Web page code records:
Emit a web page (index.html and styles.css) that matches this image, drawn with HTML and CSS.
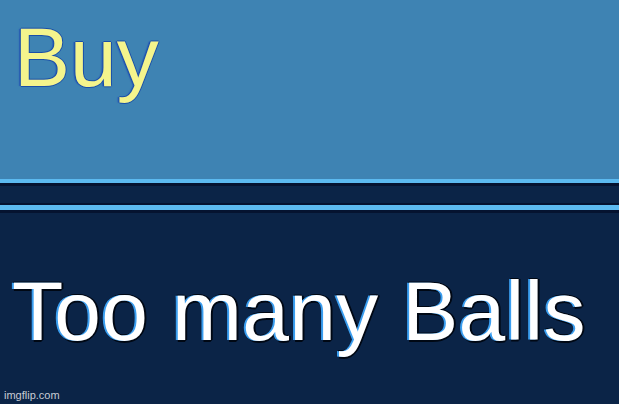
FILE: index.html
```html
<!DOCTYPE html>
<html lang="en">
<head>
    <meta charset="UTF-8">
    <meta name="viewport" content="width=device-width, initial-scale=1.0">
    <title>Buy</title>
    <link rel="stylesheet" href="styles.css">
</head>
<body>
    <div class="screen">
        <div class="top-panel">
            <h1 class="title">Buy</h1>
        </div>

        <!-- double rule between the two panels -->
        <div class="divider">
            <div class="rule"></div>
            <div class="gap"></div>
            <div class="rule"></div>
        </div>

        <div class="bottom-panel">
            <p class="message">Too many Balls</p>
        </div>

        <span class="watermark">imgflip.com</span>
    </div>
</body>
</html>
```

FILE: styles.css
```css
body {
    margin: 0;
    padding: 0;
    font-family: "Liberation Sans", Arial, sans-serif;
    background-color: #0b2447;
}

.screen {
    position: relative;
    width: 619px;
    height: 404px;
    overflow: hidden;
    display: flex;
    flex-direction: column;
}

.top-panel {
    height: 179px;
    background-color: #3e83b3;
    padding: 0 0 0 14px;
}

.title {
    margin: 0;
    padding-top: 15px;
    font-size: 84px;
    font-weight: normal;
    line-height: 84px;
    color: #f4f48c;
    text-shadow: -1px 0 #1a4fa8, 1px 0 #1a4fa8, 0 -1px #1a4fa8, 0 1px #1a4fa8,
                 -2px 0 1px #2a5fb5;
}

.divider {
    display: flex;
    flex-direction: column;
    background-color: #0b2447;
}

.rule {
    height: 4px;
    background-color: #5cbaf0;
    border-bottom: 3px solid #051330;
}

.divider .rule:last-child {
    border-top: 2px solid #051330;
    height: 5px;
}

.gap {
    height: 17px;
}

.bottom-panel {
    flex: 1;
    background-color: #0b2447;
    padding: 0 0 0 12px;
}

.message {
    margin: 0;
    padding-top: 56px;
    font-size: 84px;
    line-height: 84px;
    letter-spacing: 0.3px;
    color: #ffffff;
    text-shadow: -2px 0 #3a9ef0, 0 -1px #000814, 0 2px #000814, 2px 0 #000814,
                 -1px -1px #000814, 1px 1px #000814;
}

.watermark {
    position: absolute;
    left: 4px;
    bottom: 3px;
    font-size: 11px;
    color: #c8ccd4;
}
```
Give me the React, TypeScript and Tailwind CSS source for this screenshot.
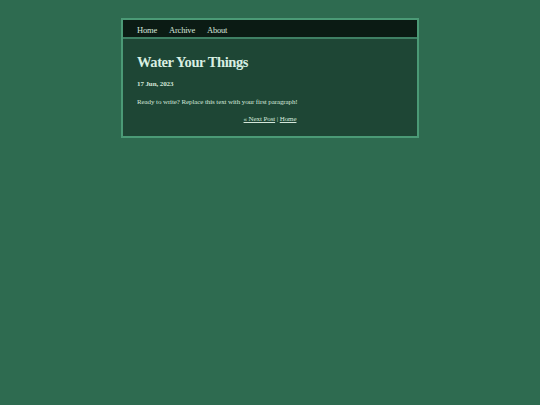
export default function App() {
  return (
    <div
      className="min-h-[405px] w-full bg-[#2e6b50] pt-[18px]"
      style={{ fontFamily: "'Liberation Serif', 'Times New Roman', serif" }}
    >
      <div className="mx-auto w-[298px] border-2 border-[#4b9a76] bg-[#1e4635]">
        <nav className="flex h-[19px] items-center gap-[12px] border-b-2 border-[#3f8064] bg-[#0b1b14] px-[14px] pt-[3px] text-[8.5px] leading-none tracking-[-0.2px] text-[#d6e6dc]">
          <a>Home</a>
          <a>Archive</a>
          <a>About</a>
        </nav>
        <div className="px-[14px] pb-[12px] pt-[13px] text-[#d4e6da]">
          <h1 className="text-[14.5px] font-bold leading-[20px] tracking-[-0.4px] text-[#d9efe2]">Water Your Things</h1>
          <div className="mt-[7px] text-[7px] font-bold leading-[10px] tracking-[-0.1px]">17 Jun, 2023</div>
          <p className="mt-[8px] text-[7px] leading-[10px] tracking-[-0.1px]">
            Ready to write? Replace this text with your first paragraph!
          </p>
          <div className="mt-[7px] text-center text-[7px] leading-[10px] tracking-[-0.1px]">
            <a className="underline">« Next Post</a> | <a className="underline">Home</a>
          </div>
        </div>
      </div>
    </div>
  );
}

(What the exercise asks): Copy out the lines that hold "this".

(Answer in full):
Emit a web page (index.html and styles.css) that matches this image, drawn with HTML and CSS.
Give me the React, TypeScript and Tailwind CSS source for this screenshot.
            Ready to write? Replace this text with your first paragraph!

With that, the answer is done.